__WRITTEN INSTRUCTION__.
Retype only what runs from the beginning of the data through the line with "<order-screen></order-screen>"; please omit the pictures and keep every line exact.

__STORED DATA__.
* Begin *
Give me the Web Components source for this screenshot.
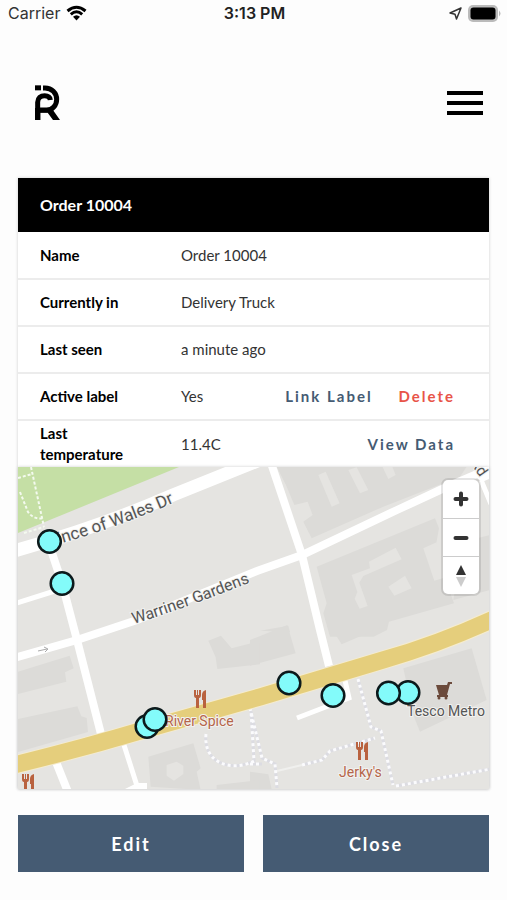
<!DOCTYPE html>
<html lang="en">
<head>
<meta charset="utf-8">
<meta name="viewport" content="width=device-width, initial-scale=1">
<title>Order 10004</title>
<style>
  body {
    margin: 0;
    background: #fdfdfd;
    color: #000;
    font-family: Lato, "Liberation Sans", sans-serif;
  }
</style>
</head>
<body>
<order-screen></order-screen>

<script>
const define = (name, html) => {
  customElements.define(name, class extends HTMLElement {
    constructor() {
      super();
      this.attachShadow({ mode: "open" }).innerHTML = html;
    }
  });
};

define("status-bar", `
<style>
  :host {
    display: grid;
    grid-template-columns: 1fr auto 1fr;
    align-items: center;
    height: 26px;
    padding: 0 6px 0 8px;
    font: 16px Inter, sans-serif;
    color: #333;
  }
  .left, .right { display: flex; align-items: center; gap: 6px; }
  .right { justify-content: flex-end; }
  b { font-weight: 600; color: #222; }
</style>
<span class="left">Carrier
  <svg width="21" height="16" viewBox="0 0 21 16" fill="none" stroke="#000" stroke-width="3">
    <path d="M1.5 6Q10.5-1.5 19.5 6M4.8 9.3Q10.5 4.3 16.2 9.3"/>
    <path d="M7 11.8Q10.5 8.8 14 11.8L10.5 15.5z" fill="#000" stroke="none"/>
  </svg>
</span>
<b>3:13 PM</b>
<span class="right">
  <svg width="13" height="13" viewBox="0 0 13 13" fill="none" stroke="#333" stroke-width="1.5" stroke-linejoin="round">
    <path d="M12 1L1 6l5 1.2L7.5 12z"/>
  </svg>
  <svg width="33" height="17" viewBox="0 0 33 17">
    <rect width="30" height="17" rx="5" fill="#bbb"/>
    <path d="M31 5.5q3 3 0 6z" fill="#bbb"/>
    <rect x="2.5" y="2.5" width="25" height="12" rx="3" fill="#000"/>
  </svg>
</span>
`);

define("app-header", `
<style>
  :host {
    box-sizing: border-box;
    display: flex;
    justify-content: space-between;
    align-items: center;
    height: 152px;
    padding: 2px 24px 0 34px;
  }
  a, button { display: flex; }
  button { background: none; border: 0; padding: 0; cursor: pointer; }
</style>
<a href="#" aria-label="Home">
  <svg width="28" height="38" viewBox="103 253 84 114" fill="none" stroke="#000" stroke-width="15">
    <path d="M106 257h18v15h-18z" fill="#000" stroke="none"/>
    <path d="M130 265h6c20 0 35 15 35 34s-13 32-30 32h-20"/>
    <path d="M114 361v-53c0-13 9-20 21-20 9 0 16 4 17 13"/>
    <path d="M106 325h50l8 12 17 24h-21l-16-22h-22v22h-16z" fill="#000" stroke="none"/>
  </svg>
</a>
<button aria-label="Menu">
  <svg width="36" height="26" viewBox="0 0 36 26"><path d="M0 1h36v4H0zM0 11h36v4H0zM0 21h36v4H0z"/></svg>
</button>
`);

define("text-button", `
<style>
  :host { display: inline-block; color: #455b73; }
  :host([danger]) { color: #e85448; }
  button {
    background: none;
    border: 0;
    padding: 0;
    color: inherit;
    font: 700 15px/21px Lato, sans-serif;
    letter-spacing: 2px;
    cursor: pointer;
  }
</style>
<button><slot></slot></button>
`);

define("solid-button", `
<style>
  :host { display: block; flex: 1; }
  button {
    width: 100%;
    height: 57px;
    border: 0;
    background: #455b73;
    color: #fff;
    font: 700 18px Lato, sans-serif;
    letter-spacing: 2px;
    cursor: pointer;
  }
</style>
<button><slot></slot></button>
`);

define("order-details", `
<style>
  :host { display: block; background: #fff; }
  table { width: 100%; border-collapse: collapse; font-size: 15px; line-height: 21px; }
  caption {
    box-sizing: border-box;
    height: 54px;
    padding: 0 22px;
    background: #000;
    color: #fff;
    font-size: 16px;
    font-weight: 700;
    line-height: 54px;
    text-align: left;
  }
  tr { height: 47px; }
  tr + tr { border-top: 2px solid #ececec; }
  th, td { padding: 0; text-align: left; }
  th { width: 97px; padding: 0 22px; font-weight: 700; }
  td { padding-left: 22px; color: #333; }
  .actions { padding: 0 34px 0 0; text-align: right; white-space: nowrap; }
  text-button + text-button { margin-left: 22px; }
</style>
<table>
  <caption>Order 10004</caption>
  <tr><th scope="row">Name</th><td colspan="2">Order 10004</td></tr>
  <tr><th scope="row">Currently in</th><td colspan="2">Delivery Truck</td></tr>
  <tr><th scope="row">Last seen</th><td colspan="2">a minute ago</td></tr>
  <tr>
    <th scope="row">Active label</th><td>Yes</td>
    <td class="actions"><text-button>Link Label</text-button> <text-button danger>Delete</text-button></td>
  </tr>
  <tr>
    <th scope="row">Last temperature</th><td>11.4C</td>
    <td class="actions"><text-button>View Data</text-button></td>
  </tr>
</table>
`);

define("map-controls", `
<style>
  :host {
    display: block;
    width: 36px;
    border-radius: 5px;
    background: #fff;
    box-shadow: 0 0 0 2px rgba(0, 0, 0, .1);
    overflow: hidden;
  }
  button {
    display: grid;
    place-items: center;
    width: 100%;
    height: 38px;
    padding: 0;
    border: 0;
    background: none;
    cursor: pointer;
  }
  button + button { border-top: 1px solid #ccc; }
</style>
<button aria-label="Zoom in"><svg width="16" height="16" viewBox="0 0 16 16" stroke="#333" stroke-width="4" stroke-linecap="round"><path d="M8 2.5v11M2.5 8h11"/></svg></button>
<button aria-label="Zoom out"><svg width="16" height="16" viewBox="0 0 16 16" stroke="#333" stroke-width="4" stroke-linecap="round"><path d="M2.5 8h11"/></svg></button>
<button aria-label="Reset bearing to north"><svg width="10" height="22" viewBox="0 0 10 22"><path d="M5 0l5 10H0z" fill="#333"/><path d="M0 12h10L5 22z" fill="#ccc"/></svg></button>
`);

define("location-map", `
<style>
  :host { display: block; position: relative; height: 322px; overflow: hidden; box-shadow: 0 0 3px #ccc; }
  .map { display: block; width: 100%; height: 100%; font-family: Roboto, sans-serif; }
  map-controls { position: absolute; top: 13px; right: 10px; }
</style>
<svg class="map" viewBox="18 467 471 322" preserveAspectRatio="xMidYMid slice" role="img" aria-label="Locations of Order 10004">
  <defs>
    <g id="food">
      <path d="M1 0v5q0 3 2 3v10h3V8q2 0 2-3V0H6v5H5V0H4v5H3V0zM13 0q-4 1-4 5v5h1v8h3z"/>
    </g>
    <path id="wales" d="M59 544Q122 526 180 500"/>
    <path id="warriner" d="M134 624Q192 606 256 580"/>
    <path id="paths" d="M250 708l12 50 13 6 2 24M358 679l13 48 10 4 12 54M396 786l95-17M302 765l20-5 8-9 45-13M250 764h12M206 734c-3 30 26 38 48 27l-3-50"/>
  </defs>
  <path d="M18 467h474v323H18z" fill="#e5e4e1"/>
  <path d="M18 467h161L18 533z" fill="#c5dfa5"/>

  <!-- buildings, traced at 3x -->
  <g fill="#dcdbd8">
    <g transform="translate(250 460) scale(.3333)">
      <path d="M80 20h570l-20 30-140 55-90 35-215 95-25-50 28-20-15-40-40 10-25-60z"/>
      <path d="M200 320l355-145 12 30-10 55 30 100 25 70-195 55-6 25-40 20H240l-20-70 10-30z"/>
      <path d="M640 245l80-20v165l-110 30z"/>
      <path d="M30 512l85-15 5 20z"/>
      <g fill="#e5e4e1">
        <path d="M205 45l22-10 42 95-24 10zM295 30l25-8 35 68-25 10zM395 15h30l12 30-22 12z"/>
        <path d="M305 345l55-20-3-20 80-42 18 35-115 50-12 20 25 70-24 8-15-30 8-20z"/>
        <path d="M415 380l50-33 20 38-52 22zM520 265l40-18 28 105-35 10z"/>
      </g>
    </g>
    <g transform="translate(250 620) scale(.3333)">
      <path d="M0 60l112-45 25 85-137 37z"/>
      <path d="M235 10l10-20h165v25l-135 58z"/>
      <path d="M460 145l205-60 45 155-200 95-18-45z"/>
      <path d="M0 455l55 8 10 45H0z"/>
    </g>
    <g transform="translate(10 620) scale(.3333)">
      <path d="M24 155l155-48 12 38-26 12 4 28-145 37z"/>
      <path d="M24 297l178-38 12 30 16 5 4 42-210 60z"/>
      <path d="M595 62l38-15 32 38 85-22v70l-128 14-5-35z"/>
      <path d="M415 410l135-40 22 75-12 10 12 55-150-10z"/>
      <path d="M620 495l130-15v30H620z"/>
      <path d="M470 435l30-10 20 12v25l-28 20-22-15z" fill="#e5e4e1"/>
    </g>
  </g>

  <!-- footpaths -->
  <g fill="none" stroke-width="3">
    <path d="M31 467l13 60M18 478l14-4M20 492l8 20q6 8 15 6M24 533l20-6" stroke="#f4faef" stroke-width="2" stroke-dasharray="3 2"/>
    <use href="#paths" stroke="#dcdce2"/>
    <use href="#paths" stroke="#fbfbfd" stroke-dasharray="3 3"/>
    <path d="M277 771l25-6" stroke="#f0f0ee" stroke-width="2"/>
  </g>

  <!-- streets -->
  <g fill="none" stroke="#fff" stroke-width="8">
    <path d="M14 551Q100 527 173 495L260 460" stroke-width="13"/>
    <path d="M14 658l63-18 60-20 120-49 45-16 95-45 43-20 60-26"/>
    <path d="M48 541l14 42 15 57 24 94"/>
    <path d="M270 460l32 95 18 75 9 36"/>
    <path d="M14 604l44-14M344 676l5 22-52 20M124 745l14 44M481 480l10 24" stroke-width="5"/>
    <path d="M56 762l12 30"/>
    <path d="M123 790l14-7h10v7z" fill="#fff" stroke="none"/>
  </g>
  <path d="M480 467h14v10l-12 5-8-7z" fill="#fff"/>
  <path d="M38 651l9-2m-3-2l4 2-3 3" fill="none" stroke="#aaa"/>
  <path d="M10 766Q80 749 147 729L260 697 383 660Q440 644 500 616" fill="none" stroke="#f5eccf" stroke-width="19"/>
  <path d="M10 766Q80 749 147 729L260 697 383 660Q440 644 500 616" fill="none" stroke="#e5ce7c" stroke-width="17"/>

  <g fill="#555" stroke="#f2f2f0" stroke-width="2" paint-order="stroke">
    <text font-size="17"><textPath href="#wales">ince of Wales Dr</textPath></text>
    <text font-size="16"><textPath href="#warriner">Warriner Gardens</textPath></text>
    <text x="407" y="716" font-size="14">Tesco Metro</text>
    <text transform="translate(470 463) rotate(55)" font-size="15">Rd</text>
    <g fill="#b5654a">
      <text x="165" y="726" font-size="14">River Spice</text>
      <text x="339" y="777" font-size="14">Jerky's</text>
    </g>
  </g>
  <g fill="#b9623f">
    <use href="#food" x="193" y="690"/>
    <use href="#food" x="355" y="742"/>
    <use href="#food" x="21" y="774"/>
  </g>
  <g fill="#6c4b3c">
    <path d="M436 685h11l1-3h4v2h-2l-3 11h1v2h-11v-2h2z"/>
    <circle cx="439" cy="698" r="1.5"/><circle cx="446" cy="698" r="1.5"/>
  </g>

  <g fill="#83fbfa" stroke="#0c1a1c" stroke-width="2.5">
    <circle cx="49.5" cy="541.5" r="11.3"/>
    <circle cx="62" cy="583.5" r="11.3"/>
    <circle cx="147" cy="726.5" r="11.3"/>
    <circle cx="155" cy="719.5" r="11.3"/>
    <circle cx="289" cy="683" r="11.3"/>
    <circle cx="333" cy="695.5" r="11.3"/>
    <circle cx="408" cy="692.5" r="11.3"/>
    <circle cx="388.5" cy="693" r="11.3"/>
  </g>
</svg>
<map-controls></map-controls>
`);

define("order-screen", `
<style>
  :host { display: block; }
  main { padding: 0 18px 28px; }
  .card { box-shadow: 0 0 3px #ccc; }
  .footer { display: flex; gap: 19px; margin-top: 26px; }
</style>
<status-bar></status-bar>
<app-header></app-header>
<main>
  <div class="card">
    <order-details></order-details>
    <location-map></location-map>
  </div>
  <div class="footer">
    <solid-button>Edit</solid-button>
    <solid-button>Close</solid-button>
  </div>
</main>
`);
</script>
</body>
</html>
* End *
__THE RESPONSE__.
Give me the Web Components source for this screenshot.
<!DOCTYPE html>
<html lang="en">
<head>
<meta charset="utf-8">
<meta name="viewport" content="width=device-width, initial-scale=1">
<title>Order 10004</title>
<style>
  body {
    margin: 0;
    background: #fdfdfd;
    color: #000;
    font-family: Lato, "Liberation Sans", sans-serif;
  }
</style>
</head>
<body>
<order-screen></order-screen>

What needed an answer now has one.